As shown in the following figure

the segment sizes for a row (or column) provide the basis for variables, domains and constraints. In this row of size 10, there are three segments (A, B and C) of sizes 2, 1 and 3, respectively – in that order going left to right. Adding in the mandatory blank(s) between each segment, the distance (in terms of the total number of tiles) from the start of A to the end of B is a minimum of 8 (2 + 1 + 1 + 1 + 3). Hence, A must begin in column 2 or earlier, and C must end in column 7 or later (using zero-based indexing).

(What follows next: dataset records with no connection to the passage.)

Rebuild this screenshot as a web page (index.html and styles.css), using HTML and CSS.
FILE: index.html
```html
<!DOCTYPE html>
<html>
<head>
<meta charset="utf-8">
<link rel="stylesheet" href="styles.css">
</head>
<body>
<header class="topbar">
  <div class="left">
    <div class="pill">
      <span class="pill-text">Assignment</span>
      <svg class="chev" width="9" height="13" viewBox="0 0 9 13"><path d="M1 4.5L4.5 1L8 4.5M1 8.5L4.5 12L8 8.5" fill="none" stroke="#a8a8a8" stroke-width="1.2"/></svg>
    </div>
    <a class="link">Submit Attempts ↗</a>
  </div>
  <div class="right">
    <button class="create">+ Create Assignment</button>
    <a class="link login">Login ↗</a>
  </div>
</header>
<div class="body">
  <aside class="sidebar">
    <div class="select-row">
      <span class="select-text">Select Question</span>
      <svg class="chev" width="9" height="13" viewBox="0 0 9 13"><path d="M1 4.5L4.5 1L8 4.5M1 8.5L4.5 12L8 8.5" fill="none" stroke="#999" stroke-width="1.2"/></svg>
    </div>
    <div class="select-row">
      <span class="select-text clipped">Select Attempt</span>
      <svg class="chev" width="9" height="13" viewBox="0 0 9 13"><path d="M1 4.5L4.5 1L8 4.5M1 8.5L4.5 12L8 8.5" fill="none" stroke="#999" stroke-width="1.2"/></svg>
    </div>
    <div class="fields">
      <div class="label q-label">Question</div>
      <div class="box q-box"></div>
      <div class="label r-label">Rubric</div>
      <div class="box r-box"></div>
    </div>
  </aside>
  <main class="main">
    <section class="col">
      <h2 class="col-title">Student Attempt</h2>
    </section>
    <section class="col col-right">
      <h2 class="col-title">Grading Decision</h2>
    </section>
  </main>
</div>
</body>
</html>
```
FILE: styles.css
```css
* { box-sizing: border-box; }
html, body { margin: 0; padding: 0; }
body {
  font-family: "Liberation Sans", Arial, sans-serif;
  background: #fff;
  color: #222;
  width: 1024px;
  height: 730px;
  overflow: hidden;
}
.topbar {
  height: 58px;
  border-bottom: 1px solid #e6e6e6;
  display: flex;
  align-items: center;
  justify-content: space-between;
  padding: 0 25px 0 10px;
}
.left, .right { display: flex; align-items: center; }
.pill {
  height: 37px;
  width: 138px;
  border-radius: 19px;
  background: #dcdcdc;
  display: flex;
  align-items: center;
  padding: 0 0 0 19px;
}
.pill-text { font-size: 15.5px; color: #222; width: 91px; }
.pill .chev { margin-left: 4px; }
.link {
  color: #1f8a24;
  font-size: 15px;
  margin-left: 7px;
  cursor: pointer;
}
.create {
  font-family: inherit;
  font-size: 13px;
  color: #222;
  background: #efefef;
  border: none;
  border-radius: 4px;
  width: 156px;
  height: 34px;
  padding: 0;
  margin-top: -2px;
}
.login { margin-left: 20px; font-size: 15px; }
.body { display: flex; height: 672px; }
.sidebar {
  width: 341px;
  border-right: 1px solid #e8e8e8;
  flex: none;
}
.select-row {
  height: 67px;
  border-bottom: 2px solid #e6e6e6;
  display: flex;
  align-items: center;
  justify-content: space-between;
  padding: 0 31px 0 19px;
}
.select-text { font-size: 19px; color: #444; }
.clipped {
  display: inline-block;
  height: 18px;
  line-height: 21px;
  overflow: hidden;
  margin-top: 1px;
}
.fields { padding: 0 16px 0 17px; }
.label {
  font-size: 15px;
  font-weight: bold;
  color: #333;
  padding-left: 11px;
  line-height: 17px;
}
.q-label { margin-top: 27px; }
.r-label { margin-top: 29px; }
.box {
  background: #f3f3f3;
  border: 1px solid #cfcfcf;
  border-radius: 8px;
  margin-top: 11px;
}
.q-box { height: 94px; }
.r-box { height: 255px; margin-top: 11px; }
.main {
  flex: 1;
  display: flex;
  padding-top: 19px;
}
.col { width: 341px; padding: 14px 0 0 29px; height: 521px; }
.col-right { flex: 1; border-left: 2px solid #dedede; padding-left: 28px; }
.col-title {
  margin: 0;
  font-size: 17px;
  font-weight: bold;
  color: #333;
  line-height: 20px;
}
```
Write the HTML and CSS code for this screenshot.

This type of analysis hints at one potential CSP formulation:

**variables**are the start cells of a row (and column) segments;**domains**are the feasible values for those variables, with some simple arithmetic providing very helpful initial restrictions: very few variables will have domains containing all integers from 0 to row / column size minus 1;**constraints**embody relationships between adjacent segments, capturing the fact that segment`S+1`

cannot start until at least`L+1`

spots after segment`S`

begins, where`L`

is the length of segment`S`

.

By creating variables, domains and constraints for each set of row and column segments, you can capture a good deal of the vital information in a nonogram in the explicit components of a CSP. Unfortunately, this doesn't capture all of the essential information. The interactions between row segments and column segments also require constraints. There are probably several ways to do this. One is to include one constraint per cell that embodies the following relationship:

*If any row segment intersects this cell, then a column segment must also intersect it; and, if any column segment intersects it, then a row segment must also intersect it.*

### Using an Aggregate Representation

Another approach to solving nonograms involves variables and constraints that capture a higher level of representation. Instead of looking at segments and how they interact, this one considers whole rows and columns and their relationships.

Returning to the previous figure, note that, when given a set of segment sizes, we can easily calculate all possible linear patterns that fill the row and satisfy the segment specification. Similarly, all viable patterns for any column can also be calculated. This extra little bit of pre-processing has huge benefits.

If each row and column is a variable in a CSP, then these sets of viable patterns constitute their domains. Now all we need are some constraints.

The above figure hints at the origins of some useful constraints. Every pairing of a row and a column will have one cell in common, and the row and column patterns must agree on the value of that cell: filled or unfilled. It also shows how the possible patterns of the row variable are filtered against those of the column variable. This leads to a 60% reduction in the row patterns due to the simple fact that in ALL of the 6 column patterns, the shared cell (C) is filled. So any row pattern with an unfilled cell C can be removed. Note that the opposite filtering (of the column patterns based on the row patterns) would fail to constrict the column patterns, since at least one row pattern fills the shared cell; and thus, all column patterns are consistent with at least one row pattern.

However, this approach can produce very large domains for certain variables (in certain puzzles), and this, in turn, can lead to computational bottlenecks.

## References

**A Reasoning Framework for Solving Nonograms**by K.Joost Batenburg and Walter A. Kosters.